Stylus force is adjustable by a vernier thumb screw at the rear of the counterweight, and no force gauge is needed. You set the arm for perfect balance, locate a small red dot on the adjusting screw, and use the dot to count turns. A full turn gives ? of a gram change, and the adjustment proved, not surprisingly, to be more accurate than any of the scales we have on hand. One suggestion, though: set the stylus force before adding the viscous damping material. That way, the position of perfect balance is easier to see. It can be done with the fluid installed, but it takes a bit longer.

Mounting the pickup was easy, and we noted that even the Ortofon pickups can be accommodated by bending the tabs at the rear of the pickup and installing the extra, heavy counterweight that is supplied with the arm.

Connecting the arm was a bit less simple, because its output leads are only 2 feet long. Just on a hunch, we checked the lead capacitance (by resonating it against an inductance of known value), and found it to be in the vicinity of 180pF. This explained the short leads, as 180pF capacity is already high enough to resonate within the audible range with a few pickups.

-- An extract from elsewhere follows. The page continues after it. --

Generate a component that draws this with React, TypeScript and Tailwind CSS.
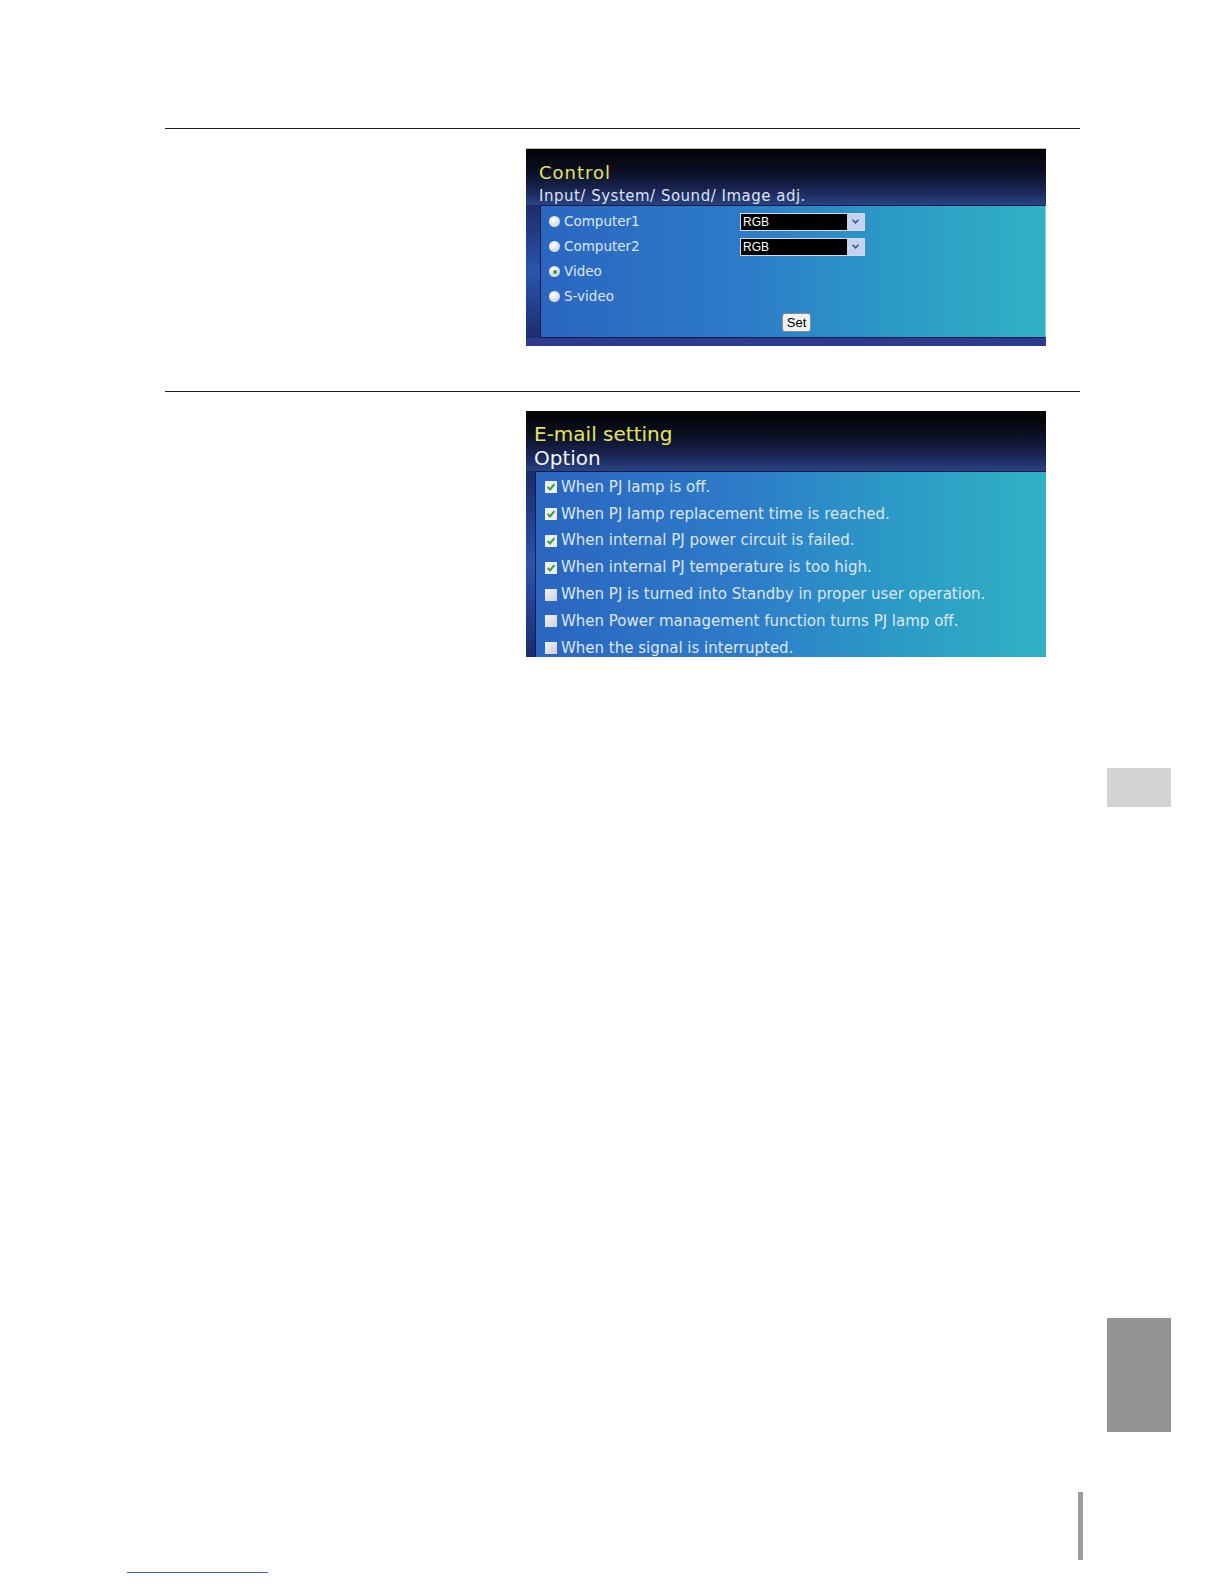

Making the leads longer would cause serious resonance problems with many currently available pickups. There is really no excuse for using such high-capacity leads, though; shielded cables with less than 20pF capacity per foot are readily available, and we see no reason why they weren't used, to allow at least four feet of cable length.

We found one other mild problem, too. When the lift lever is lifted, the arm swings to one side by a good half an inch, making it impossible to lower it into the same groove it was lifted from. It would also be a great help if the lift lever had some damping in it, to prevent the pickup from being lowered too rapidly onto the disc, for the main purpose of a lift lever is to minimize the chances of pickup and record damage due to accidental dropping.

Aside from the lift lever and cable problems, both of which should be easily remediable by the manufacturer, the A&D arm performed better than any tonearm we have ever tested. With a pickup that resonated with the cables at beyond audibility, the A&D arm made it sound sweeter and smoother than any other stereo tonearm we've tried to date, and it did a remarkable job of tightening up the low end, while reducing tendencies toward rumble and acoustic feedback.

Our Thorens/SME combination, for instance, has always been somewhat prone to feedback, not because of any intrinsic flaws but because the side-mounted tonearm panel (or plinth, as the British call it) acts as a sounding board. We were able to hold both problems to a minimum with the SME arm, but the A&D arm virtually eliminated them. The A&D arm is also unusually resistant to physical shocks that knock every undamped pickup right out of the groove. It doesn't make shock isolation unnecessary, but it does make a given amount of it much more effective.

The carrying arm is easily lifted off its base to facilitate cartridge replacement, but we doubt that many people will have the spare cash on hand to follow the manufacturer's recommendation and use a separate "pre-calibrated carrying arm" (at $45 each) for every pickup cartridge. We'd like to have seen the arm equipped with plug-in shells, even if the fittings did add a gram or so to the total arm mass. Of course, if you can afford one arm per cartridge, it's an ideal way to achieve quick changes, but when removing the arm, hold its pivot above the damping fluid well for a few seconds after you lift it off, to give the pulled-off strand of fluid time to drip back into its well.

The A&D arm uses a unique system of magnetic bias compensation which is built directly into the base of the arm. This is not adjustable, and A&D's data sheet states that it is optimized for elliptical pickups tracking at between ? and 1 gram. Apart from the fact that we have yet to find a pickup that would perform at its best at a gram or under, the bias compensation did appear to be right for ellipticals tracking at between 1 and 2 grams.

Summing Up
The basic design of this arm, then, appears to be markedly superior to anything else on the market, in that it can make most pickups perform better than in any other arm. But the very fact that it is so good in most respects makes us less tolerant of its minor shortcomings than we would otherwise be. There's been some highly successful pioneering in the pivot and counterweight design of this arm, but other manufacturers have solved the cable and lift lever problems long ago, so there does not really seem to be any reason why A&D couldn't have paid closer attention to these details. We don't expect perfection in anything, but for $150 we should at least be able to expect freedom from problems that have been solved in $70 arms.

As it is now, we will probably adopt the A&D arm as our primary test standard (with suitable pickups), but not as gleefully as if it were debugged.